RFC Perl for education
For some time now, I have an idea of ePerl in my head. A subset of Perl or Perl in a sandbox. You might guess why? well Perl is great language, backwards compatibility makes your old code still run, even if some of the ancient designs are considered wrong nowadays. It’s all fine, except it’s not suitable for education.
In my opinion, to make Perl more acceptable in School/University curriculum we need to sell it to lazy teachers/lecturers, who need something like:
- Current best practises upfront
- No backwards compatibility
- Strict, warnings, utf8 and newest Perl features on by default
- Sub signatures and postfix dereferencing should be on and without experimental warnings
- Most of the greatest CPAN modules should come preinstalled, and I am really talking about modules that helps beginners! i.e. Devel::REPL, Devel::DidYouMean, Moo, and many many other like Mojolicious, Dancer, Catalyst, whatever…

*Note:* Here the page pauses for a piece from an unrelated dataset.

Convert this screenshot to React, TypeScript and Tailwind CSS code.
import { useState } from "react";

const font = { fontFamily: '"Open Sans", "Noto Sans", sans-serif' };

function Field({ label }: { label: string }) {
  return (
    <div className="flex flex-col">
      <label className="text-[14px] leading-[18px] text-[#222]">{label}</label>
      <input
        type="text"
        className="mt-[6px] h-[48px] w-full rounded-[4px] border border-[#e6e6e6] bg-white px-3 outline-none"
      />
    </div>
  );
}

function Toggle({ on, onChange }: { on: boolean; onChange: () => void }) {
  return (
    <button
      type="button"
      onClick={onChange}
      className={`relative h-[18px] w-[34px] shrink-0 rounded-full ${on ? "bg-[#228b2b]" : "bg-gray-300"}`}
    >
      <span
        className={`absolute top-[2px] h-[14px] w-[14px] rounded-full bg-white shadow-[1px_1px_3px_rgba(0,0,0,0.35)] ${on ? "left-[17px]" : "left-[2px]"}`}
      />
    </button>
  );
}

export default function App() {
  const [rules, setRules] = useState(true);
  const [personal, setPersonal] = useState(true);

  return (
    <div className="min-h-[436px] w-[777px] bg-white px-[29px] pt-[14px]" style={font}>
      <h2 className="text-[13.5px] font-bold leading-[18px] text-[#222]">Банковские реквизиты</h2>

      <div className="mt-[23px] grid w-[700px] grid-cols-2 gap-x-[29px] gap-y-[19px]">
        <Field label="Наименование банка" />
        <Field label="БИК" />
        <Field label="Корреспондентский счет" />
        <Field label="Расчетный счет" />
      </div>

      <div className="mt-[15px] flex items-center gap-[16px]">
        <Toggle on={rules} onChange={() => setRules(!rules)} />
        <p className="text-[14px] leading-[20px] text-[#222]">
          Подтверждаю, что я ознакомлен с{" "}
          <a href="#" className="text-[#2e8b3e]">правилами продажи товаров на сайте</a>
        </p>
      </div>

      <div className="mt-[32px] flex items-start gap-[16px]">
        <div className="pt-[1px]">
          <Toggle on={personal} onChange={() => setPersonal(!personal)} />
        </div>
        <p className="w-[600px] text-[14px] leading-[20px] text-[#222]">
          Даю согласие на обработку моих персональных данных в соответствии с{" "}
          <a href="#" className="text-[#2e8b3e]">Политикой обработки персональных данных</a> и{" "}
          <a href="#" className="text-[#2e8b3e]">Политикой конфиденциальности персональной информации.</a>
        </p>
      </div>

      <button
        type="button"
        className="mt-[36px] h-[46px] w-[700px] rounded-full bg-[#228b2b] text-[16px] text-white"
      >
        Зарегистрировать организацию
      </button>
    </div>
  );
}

- Forbid/remove special cases like split emulating awk.. or indirect object notation and many other silly leftovers
- etc. etc.
Other languages break backward compatibility, they make current developers angry, but future generation don’t need to care what or why happened 10 years ago. Don’t get me wrong, backwards compatibility is superb, but it’s biggest Perl’s weakness today. Beginners don’t care about the core nor how to achieve thing X in Y different ways. Furthermore, this would allow them to learn quicker and safer Modern Perl.
What do you think?
=== P.S.
...While I am writing about Perl5, I believe Perl6 will have exact same problem...

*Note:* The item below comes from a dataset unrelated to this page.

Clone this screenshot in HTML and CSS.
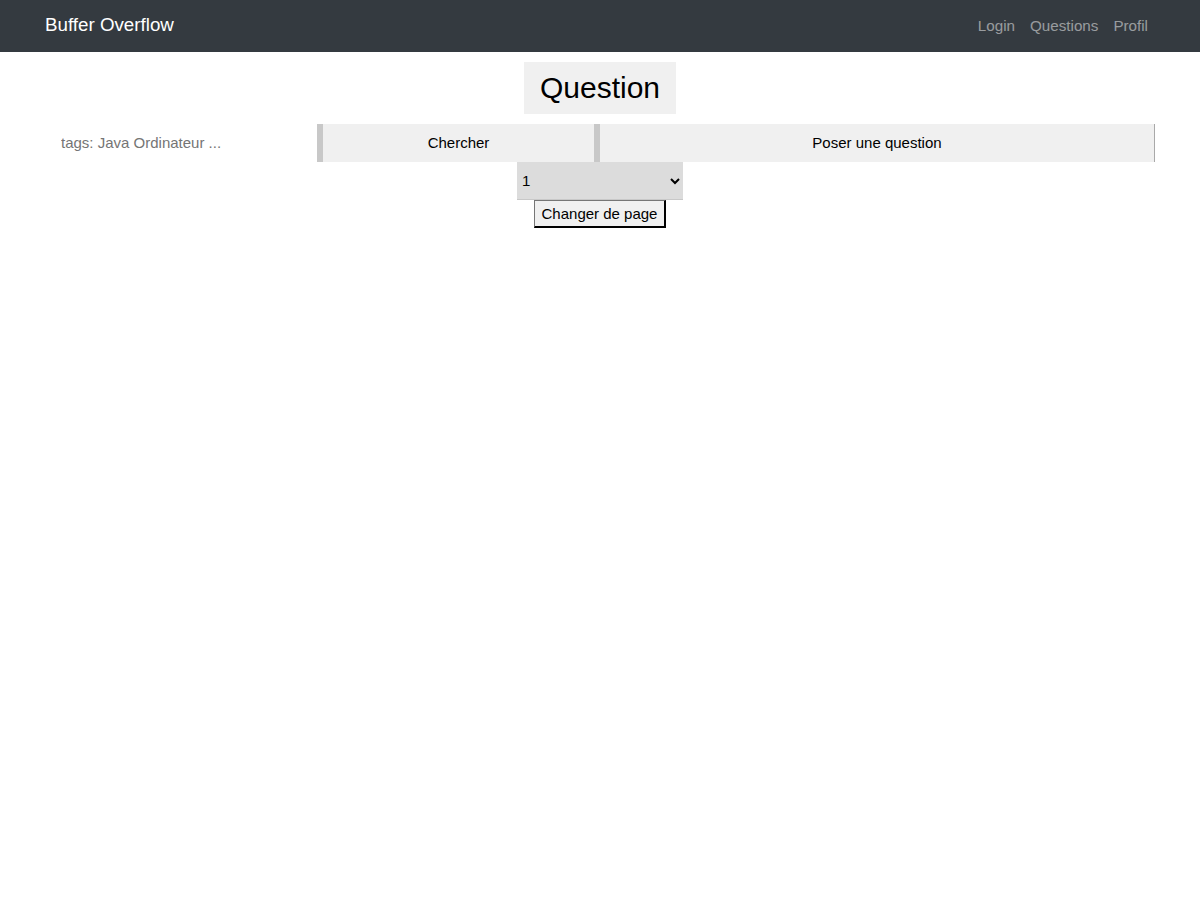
FILE: index.html
```html
<!DOCTYPE html>
<html lang="fr">
<head>
<meta charset="utf-8">
<title>Buffer Overflow</title>
<link rel="stylesheet" href="styles.css">
</head>
<body>
<nav class="navbar">
  <a class="brand" href="#">Buffer Overflow</a>
  <ul class="nav-links">
    <li><a href="#">Login</a></li>
    <li><a href="#">Questions</a></li>
    <li><a href="#">Profil</a></li>
  </ul>
</nav>
<main class="container">
  <div class="title-wrap"><h1 class="title">Question</h1></div>
  <form class="search-row">
    <input class="tags-input" type="text" placeholder="tags: Java Ordinateur ...">
    <button type="button" class="btn btn-search">Chercher</button>
    <button type="button" class="btn btn-ask">Poser une question</button>
  </form>
  <form class="pager">
    <select class="page-select">
      <option>1</option>
    </select>
    <button type="button" class="page-btn">Changer de page</button>
  </form>
</main>
</body>
</html>
```
FILE: styles.css
```css
* { box-sizing: border-box; }
body {
  margin: 0;
  font-family: "Liberation Sans", Arial, sans-serif;
  background: #fff;
  color: #000;
}
.navbar {
  height: 52px;
  background: #343a40;
  display: flex;
  align-items: center;
  justify-content: space-between;
  padding: 0 45px 2px;
}
.brand {
  color: #fff;
  font-size: 18.75px;
  text-decoration: none;
}
.nav-links {
  list-style: none;
  display: flex;
  margin: 0;
  padding: 0;
}
.nav-links a {
  display: block;
  padding: 0 7.5px;
  color: rgba(255,255,255,0.5);
  text-decoration: none;
  font-size: 15.2px;
}
.nav-links li:last-child a { padding-right: 7px; }
.nav-links li:first-child a { padding-left: 8.5px; }
.container {
  width: 1110px;
  margin: 0 auto;
}
.title-wrap {
  display: flex;
  justify-content: center;
  padding-top: 10px;
}
.title {
  margin: 0;
  background: #f0f0f0;
  font-weight: normal;
  font-size: 30px;
  height: 52px;
  line-height: 52px;
  padding: 0 16px;
}
.search-row {
  display: flex;
  margin-top: 10px;
  height: 38px;
}
.tags-input {
  width: 272px;
  border: none;
  background: transparent;
  padding: 0 16px 2px;
  font-family: inherit;
  font-size: 15px;
  color: #495057;
}
.tags-input::placeholder { color: #757575; }
.btn {
  border: none;
  background: #f0f0f0;
  font-family: inherit;
  font-size: 15px;
  color: #000;
  padding: 0 0 2px;
  height: 38px;
}
.btn-search {
  width: 277px;
  border-left: 6px solid #c8c8c8;
}
.btn-ask {
  flex: 1;
  border-left: 6px solid #c8c8c8;
  border-right: 1px solid #a9a9a9;
}
.pager {
  display: flex;
  flex-direction: column;
  align-items: center;
}
.page-select {
  width: 166px;
  height: 38px;
  background: #dcdcdc;
  border: none;
  border-bottom: 1px solid #c8c8c8;
  font-family: inherit;
  font-size: 15px;
  padding: 0 0 0 1px;
  color: #000;
}
.page-btn {
  height: 28px;
  margin-top: 0;
  padding: 0 7px;
  background: #f0f0f0;
  border-style: solid;
  border-color: #767676 #000 #000 #767676;
  border-width: 1px 2px 2px 1px;
  font-family: inherit;
  font-size: 15px;
  color: #000;
}
```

...and yes.. I am aware of breaking CPAN. Though if it was running in a sandbox, it would still be able to escape and use CPAN modules..
… I believe Perl is unique language, that needs it, because:
- Modern Perl’s best practises are rapidly changing, but core is very very behind ( due to backwards compatibility & that feature must first appear on CPAN )
- Perl’s “There is more than one way to do it”....
One of the problems with Perl5 you haven't addressed is the downgrading of strings. If you deal with strings with characters above 127 they can be arbitrarily downgraded from utf8 (or other specified codepage) to Legacy Perl Strings.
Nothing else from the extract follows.